Eğitimin eşitlikçi olması, eşitliği teşvik etmesi basitçe şu demek: Bir sınıfta herhangi bir derste en başarılı öğrenci eğer 100 üzerinden 100 alıyorsa, aynı sınıfta en başarısız öğrencinin de 100 üzerinden 80 alıyor olması gerek.
En başarısız öğrenci 80 değil 0 veya 10 alıyorsa, sorunu önce öğrencide ve ailesinde değil öğretmende, öğretmenin yönteminde aramak gerekir. Elbette toplumda öğrenme güçlüğü yaşayan veya yavaş öğrenen çocuklar da olacaktır; ama öğrencilerimizin yüzde 60-70’inin yavaş öğrenen, öğrenme güçlüğü çeken insanlar olduklarını iddia edemeyiz.

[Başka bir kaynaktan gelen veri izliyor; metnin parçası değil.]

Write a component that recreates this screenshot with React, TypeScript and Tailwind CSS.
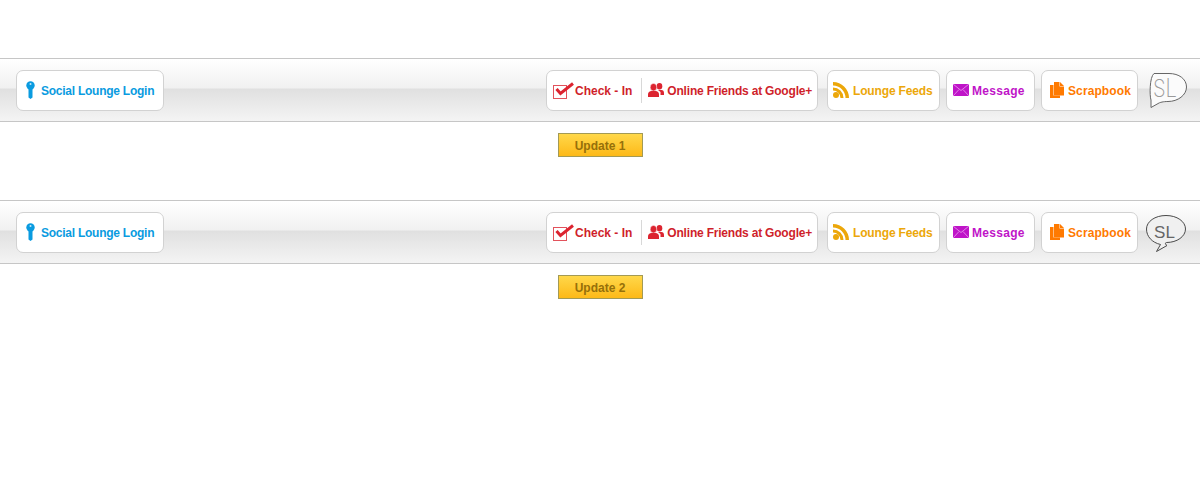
import { type ReactNode } from 'react';

const font = { fontFamily: '"Liberation Sans", Arial, sans-serif' };

function KeyIcon() {
  return (
    <svg width="9" height="18" viewBox="0 0 9 18" className="shrink-0">
      <circle cx="4.500" cy="4.500" r="4.200" fill="#0a9be0" />
      <circle cx="4.500" cy="3" r="1" fill="#bfe6fa" />
      <path d="M2.500 7h4v9.500l-2 1.500-2-1.500z" fill="#0a9be0" />
    </svg>
  );
}

function CheckIcon() {
  return (
    <svg width="21" height="17" viewBox="0 0 21 17" className="shrink-0">
      <rect x="0.500" y="3.500" width="13" height="13" fill="none" stroke="#e2525c" />
      <path d="M3.500 7L7.500 11.500L20 1.500" fill="none" stroke="#dc2430" strokeWidth="3" />
    </svg>
  );
}

function FriendsIcon() {
  return (
    <svg width="16" height="14" viewBox="0 0 16 14" className="shrink-0">
      <ellipse cx="11.500" cy="3.200" rx="2.800" ry="3.200" fill="#dc2430" />
      <path d="M10 7h3.500C15 7 16 8 16 10v2h-3.500V9z" fill="#dc2430" />
      <ellipse cx="5.500" cy="4.200" rx="3.300" ry="3.800" fill="#dc2430" stroke="#fff" strokeWidth="0.500" />
      <path d="M0 14v-2.500C0 9.500 1.500 8 3.500 8h4c2 0 3.500 1.500 3.500 3.500V14z" fill="#dc2430" />
    </svg>
  );
}

function FeedIcon() {
  return (
    <svg width="16" height="16" viewBox="0 0 16 16" className="shrink-0">
      <circle cx="3" cy="13" r="3" fill="#eca70a" />
      <path d="M0 5.500A10.500 10.500 0 0 1 10.500 16H7.500A7.500 7.500 0 0 0 0 8.500z" fill="#eca70a" />
      <path d="M0 0A16 16 0 0 1 16 16H12.500A12.500 12.500 0 0 0 0 3.500z" fill="#eca70a" />
    </svg>
  );
}

function MailIcon() {
  return (
    <svg width="16" height="12" viewBox="0 0 16 12" className="shrink-0">
      <rect width="16" height="12" fill="#bf14c8" />
      <path d="M0 0l8 6.500L16 0M0 12l6-6.500M16 12l-6-6.500" fill="none" stroke="#eb9df0" strokeWidth="0.800" />
    </svg>
  );
}

function PagesIcon() {
  return (
    <svg width="14" height="16" viewBox="0 0 14 16" className="shrink-0">
      <path d="M0 3h3.500v10.500H10V16H0z" fill="#ff7a00" />
      <path d="M4 0h5.500v4.500H14V13.500H4z" fill="#ff7a00" />
      <path d="M10 0l4 4h-4z" fill="#ff7a00" />
    </svg>
  );
}

function Logo({ dark }: { dark?: boolean }) {
  if (dark) {
    return (
      <svg width="42" height="40" viewBox="0 0 42 40" className="shrink-0">
        <path
          d="M21 3.500C32 3.500 40.500 9.500 40.500 17S32 30.500 21.500 30.500C20 30.500 20 32.500 22 33.500L11.500 39.500 15.500 32.500C7 30.500 1.500 24.500 1.500 17 1.500 9.500 10 3.500 21 3.500z"
          fill="#f0f0f0"
          stroke="#4a4a4a"
        />
        <text x="19.500" y="26" textAnchor="middle" fontSize="17" fill="#666" style={font}>
          SL
        </text>
      </svg>
    );
  }
  return (
    <svg width="42" height="40" viewBox="0 0 42 40" className="shrink-0">
      <path
        d="M9 3.500H24C34 3.500 41.500 9 41.500 17S33 31.500 23 31.500C18 31.500 15 32.500 14 33L6 37.500V30C4.500 26 4.500 7 9 3.500z"
        fill="#fbfbfb"
        stroke="#666"
      />
      <text
        x="20"
        y="27"
        textAnchor="middle"
        fontSize="25"
        fontWeight="200"
        fill="#9a9a9a"
        style={{ fontFamily: 'Inter, sans-serif' }}
        textLength="24"
        lengthAdjust="spacingAndGlyphs"
      >
        SL
      </text>
    </svg>
  );
}

function Pill({ children, className }: { children: ReactNode; className?: string }) {
  return (
    <a className={`flex h-[41px] items-center rounded-[7px] border border-[#d2d2d2] bg-white text-xs font-bold ${className ?? ''}`}>
      {children}
    </a>
  );
}

function Bar({ dark }: { dark?: boolean }) {
  return (
    <div className="flex h-[64px] items-center justify-between border-y border-[#c6c6c6] bg-[linear-gradient(to_bottom,#ffffff_0px,#f1f1f1_29px,#e0e0e0_30px,#f4f4f4_62px)] pr-[13px] pl-4">
      <Pill className="w-[148px] gap-[6px] pl-[9px] text-[#0a9be0]">
        <KeyIcon />
        <span className="pt-[2px] tracking-[-0.25px]">Social Lounge Login</span>
      </Pill>
      <div className="flex items-center">
        <Pill className="w-[272px] pl-[6px] text-[#cf1f2b]">
          <CheckIcon />
          <span className="ml-[1px] pt-[2px]">Check - In</span>
          <span className="mr-[6px] ml-[9px] h-[25px] w-px bg-[#d8d8d8]"></span>
          <FriendsIcon />
          <span className="ml-[3px] pt-[2px] tracking-[-0.2px]">Online Friends at Google+</span>
        </Pill>
        <Pill className="ml-[9px] w-[113px] gap-[4px] pl-[5px] text-[#eca70a]">
          <FeedIcon />
          <span className="pt-[2px] tracking-[-0.15px]">Lounge Feeds</span>
        </Pill>
        <Pill className="ml-[6px] w-[89px] gap-[3px] pl-[6px] text-[#bf14c8]">
          <MailIcon />
          <span className="pt-[2px] tracking-[0.3px]">Message</span>
        </Pill>
        <Pill className="ml-[6px] w-[97px] gap-[4px] pl-[8px] text-[#ff7a00]">
          <PagesIcon />
          <span className="pt-[2px] tracking-[0.1px]">Scrapbook</span>
        </Pill>
        <div className="ml-[7px]">
          <Logo dark={dark} />
        </div>
      </div>
    </div>
  );
}

function UpdateButton({ label }: { label: string }) {
  return (
    <div className="flex justify-center pt-[11px]">
      <button className="h-[24px] w-[85px] border border-[#a39a55] bg-[linear-gradient(to_bottom,#ffd84a,#fdb918)] pt-[2px] text-xs font-bold text-[#96700a]">
        {label}
      </button>
    </div>
  );
}

export default function App() {
  return (
    <div className="min-h-[500px] bg-white pt-[58px]" style={font}>
      <Bar />
      <div className="h-[78px]">
        <UpdateButton label="Update 1" />
      </div>
      <Bar dark />
      <UpdateButton label="Update 2" />
    </div>
  );
}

Önce sınıfta eşitsizliği yüzde 20 seviyesine çekeceğiz; sonra o okulun sınıfları arasındaki farkı yüzde 20’ye indireceğiz ve bununla birlikte bütün okulların arasındaki farkı yüzde 20’de tutacağız.
Bakanlığın hedefi bu olmalı. Milli Eğitim Bakanlığı, bina yapan ve öğretmen ataması gerçekleştiren bir yer olmak yerine eğitimin bu özüyle ilgilenen bir uzman bakanlık olmak zorunda.